The second unexpected thing was it started snowing on us.
I tried timing my trip near the end of summer, when it would still be warm, but late enough so the tourists were mostly gone and things were more empty (for example, the hostel I'm typing this at is so empty it looks like I'm going to get the entire dorm to myself tonight). I was told by a number of locals that the weather would still be pretty good while I was here and wouldn't need to worry about snow. Well, they do say the weather in New Zealand, especially down south, is unpredictable. This cold front, I guess, is unusual. Still, seeing snow on the Wilmot Pass (especially since I don't know how high up we were or how high up the roads I'll travel in the next few days are) made me worry I might run into some later.
Anyway, we got back to the visitor center and boarded the boat for the hour long ride back to Manapouri. On the way I could finally see the lake in the sunlight and clear weather, and it did not disappoint. It seemed to me to be similar in "construction" to Doubtful Sound, except not a narrow channel but instead a huge lake. On the boat ride we all exchanged emails so we could share pictures when we got home, so hopefully later on I'll have better pictures than I have right now. My camera was still wet from Milford Sound so most of my pictures have wet spots on them or are blurry.

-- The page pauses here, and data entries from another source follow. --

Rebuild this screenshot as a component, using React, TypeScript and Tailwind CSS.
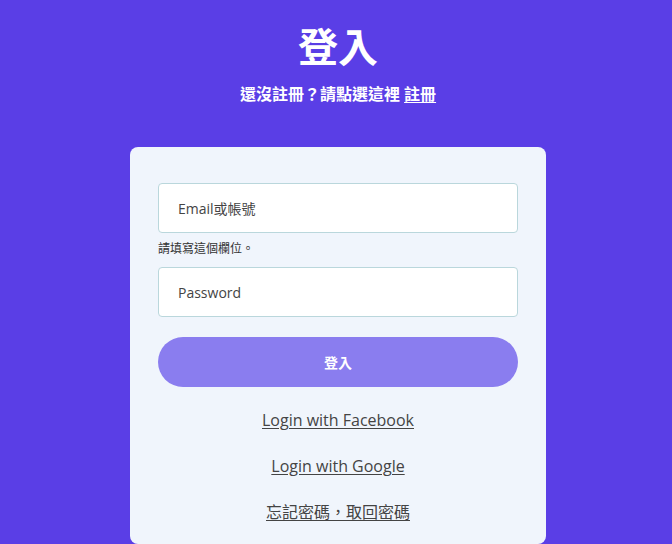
import React from 'react';

export default function App() {
  const font = { fontFamily: '"Open Sans", "Noto Sans CJK TC", sans-serif' };

  return (
    <div className="min-h-[544px] w-full bg-[#5a3ee6] pl-[4px] pt-[23px]" style={font}>
      {/* Encabezado */}
      <h1 className="text-center text-[40px] font-bold leading-[48px] text-white">登入</h1>
      <p className="mt-[11px] text-center text-[16px] font-semibold leading-6 text-white">
        還沒註冊？請點選這裡 <a href="#" className="underline underline-offset-2">註冊</a>
      </p>

      {/* Tarjeta de login */}
      <div className="mx-auto mt-[41px] w-[416px] rounded-lg bg-[#f0f5fc] px-[28px] pt-[36px] pb-[20px]">
        <input
          type="text"
          placeholder="Email或帳號"
          className="block h-[50px] w-full rounded-[4px] border border-[#bad7dc] bg-white px-[19px] text-[14px] text-[#444] placeholder:text-[#444] outline-none"
        />
        <p className="mt-[7px] text-[12px] leading-[18px] text-[#333]">請填寫這個欄位。</p>
        <input
          type="password"
          placeholder="Password"
          className="mt-[9px] block h-[50px] w-full rounded-[4px] border border-[#bad7dc] bg-white px-[19px] text-[14px] text-[#444] placeholder:text-[#444] outline-none"
        />
        <button className="mt-[20px] flex h-[50px] w-full items-center justify-center rounded-full bg-[#8a7def] text-[14px] font-bold text-white">
          登入
        </button>

        <div className="mt-[21px] flex flex-col items-center gap-[22px] text-[16px] leading-6 text-[#444]">
          <a href="#" className="underline underline-offset-2">Login with Facebook</a>
          <a href="#" className="underline underline-offset-2">Login with Google</a>
          <a href="#" className="underline underline-offset-2">忘記密碼，取回密碼</a>
        </div>
      </div>
    </div>
  );
}
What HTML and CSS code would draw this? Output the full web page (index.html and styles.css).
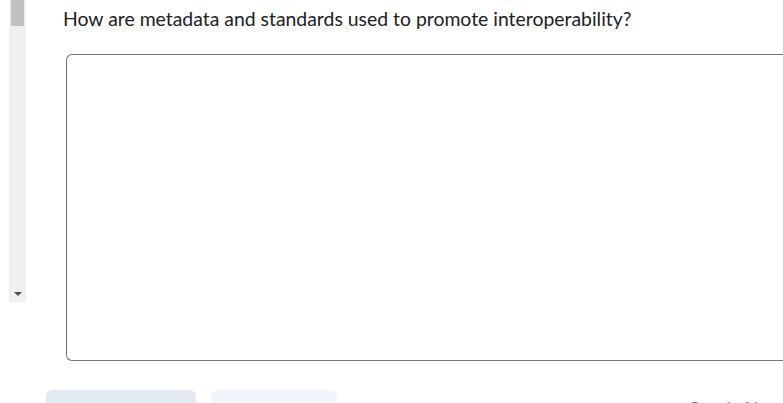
FILE: index.html
```html
<!DOCTYPE html>
<html>
<head>
<meta charset="utf-8">
<link rel="stylesheet" href="styles.css">
</head>
<body>
<div class="page">
  <div class="scrollbar">
    <div class="thumb"></div>
    <div class="track"></div>
    <div class="arrow"></div>
  </div>
  <div class="content">
    <p class="question">How are metadata and standards used to promote interoperability?</p>
    <div class="answer"></div>
    <div class="footer">
      <div class="btn btn-primary"></div>
      <div class="btn btn-secondary"></div>
      <div class="pager">Page 1 of 1</div>
    </div>
  </div>
</div>
</body>
</html>
```
FILE: styles.css
```css
html, body {
  margin: 0;
  padding: 0;
  background: #ffffff;
  overflow: hidden;
}
.page {
  display: flex;
  width: 783px;
  height: 403px;
  overflow: hidden;
  font-family: Lato, "Open Sans", sans-serif;
}
.scrollbar {
  margin-left: 9px;
  width: 17px;
  height: 302px;
  background: #f0f0f0;
  display: flex;
  flex-direction: column;
  align-items: center;
  flex-shrink: 0;
}
.thumb {
  width: 13px;
  height: 26px;
  background: #c1c1c1;
}
.track {
  flex: 1;
}
.arrow {
  width: 0;
  height: 0;
  border-left: 4px solid transparent;
  border-right: 4px solid transparent;
  border-top: 4px solid #505050;
  margin-bottom: 6px;
}
.content {
  flex: 1;
  display: flex;
  flex-direction: column;
  padding-left: 20px;
  min-width: 0;
}
.question {
  margin: 7px 0 0 17px;
  font-size: 19.4px;
  line-height: 24px;
  color: #202122;
  white-space: nowrap;
}
.answer {
  margin: 23px -20px 0 20px;
  height: 305px;
  border: 1px solid #6e7477;
  border-right: none;
  border-radius: 6px 0 0 6px;
  flex-shrink: 0;
}
.footer {
  display: flex;
  align-items: flex-start;
  margin-top: 29px;
  gap: 15px;
}
.btn {
  height: 40px;
  border-radius: 6px;
  flex-shrink: 0;
}
.btn-primary {
  width: 150px;
  background: #e3e9f1;
}
.btn-secondary {
  width: 126px;
  background: #f1f5fb;
}
.pager {
  margin-left: auto;
  margin-top: 8px;
  font-size: 14px;
  color: #6e7477;
  white-space: nowrap;
  width: 92px;
}
```
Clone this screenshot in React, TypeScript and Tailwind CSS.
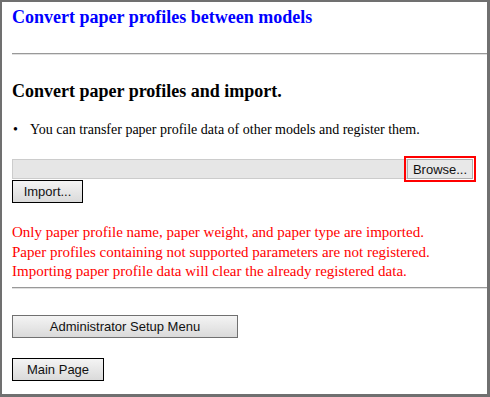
export default function App() {
  const btn =
    "h-[23px] bg-gradient-to-b from-[#f4f4f4] to-[#dadada] text-[13px] text-[#111] font-['Liberation_Sans',Arial,sans-serif] leading-none";
  return (
    <div className="w-[490px] h-[397px] bg-white border-l-2 border-t-2 border-r-[3px] border-b-[3px] border-[#707070] font-['Liberation_Serif','Times_New_Roman',serif] overflow-hidden">
      <div className="pl-[10px]">
        <h1 className="pt-[5px] text-[18px] leading-[20px] font-bold text-[#0000ff]">
          Convert paper profiles between models
        </h1>
        <div className="mt-[26px] border-t border-[#999] border-b border-b-[#e0e0e0]" />

        <h2 className="mt-[26px] text-[18px] leading-[20px] font-bold text-black">
          Convert paper profiles and import.
        </h2>

        <div className="mt-[20px] flex items-start text-[14px] leading-[18px] text-black">
          <span className="w-[18px] pl-px">•</span>
          <span>You can transfer paper profile data of other models and register them.</span>
        </div>

        {/* file input */}
        <div className="mt-[20px] w-[461px] h-[20px] flex">
          <div className="flex-1 bg-[#e6e6e6] border border-[#cccccc] border-r-0" />
          <button className="w-[66px] h-[20px] bg-[#e8e8e8] border border-[#adadad] outline-2 outline-offset-1 outline-[#ff0000] text-[13px] text-[#111] font-['Liberation_Sans',Arial,sans-serif] leading-none">
            Browse...
          </button>
        </div>

        <button className={`${btn} mt-[1px] w-[71px] border border-black`}>Import...</button>

        <div className="mt-[20px] text-[15px] leading-[19.5px] text-[#ff0000]">
          <p>Only paper profile name, paper weight, and paper type are imported.</p>
          <p>Paper profiles containing not supported parameters are not registered.</p>
          <p>Importing paper profile data will clear the already registered data.</p>
        </div>

        <div className="mt-[5px] border-t border-[#999] border-b border-b-[#e0e0e0]" />

        <div className="mt-[25px]">
          <button className={`${btn} w-[226px] border border-[#707070]`}>Administrator Setup Menu</button>
        </div>
        <div className="mt-[19px]">
          <button className={`${btn} w-[92px] border border-black`}>Main Page</button>
        </div>
      </div>
    </div>
  );
}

And that's it, the rest of the day was pretty much resting, getting dinner and returning the rented sleeping bag. I really enjoyed the trip, certainly one of the highlights of the entire New Zealand vacation. If you're down here for a couple days I'd highly recommend it, though do expect to get some exercise in. The first night my arms felt like they were going to fall off, though it did get better the second day. I think I twisted my left wrist wrong on a couple strokes, though, since for most the day today I couldn't move it in some directions. Still, a lot of fun and definitely worth it.
I'm not going to be getting my own kayak, though.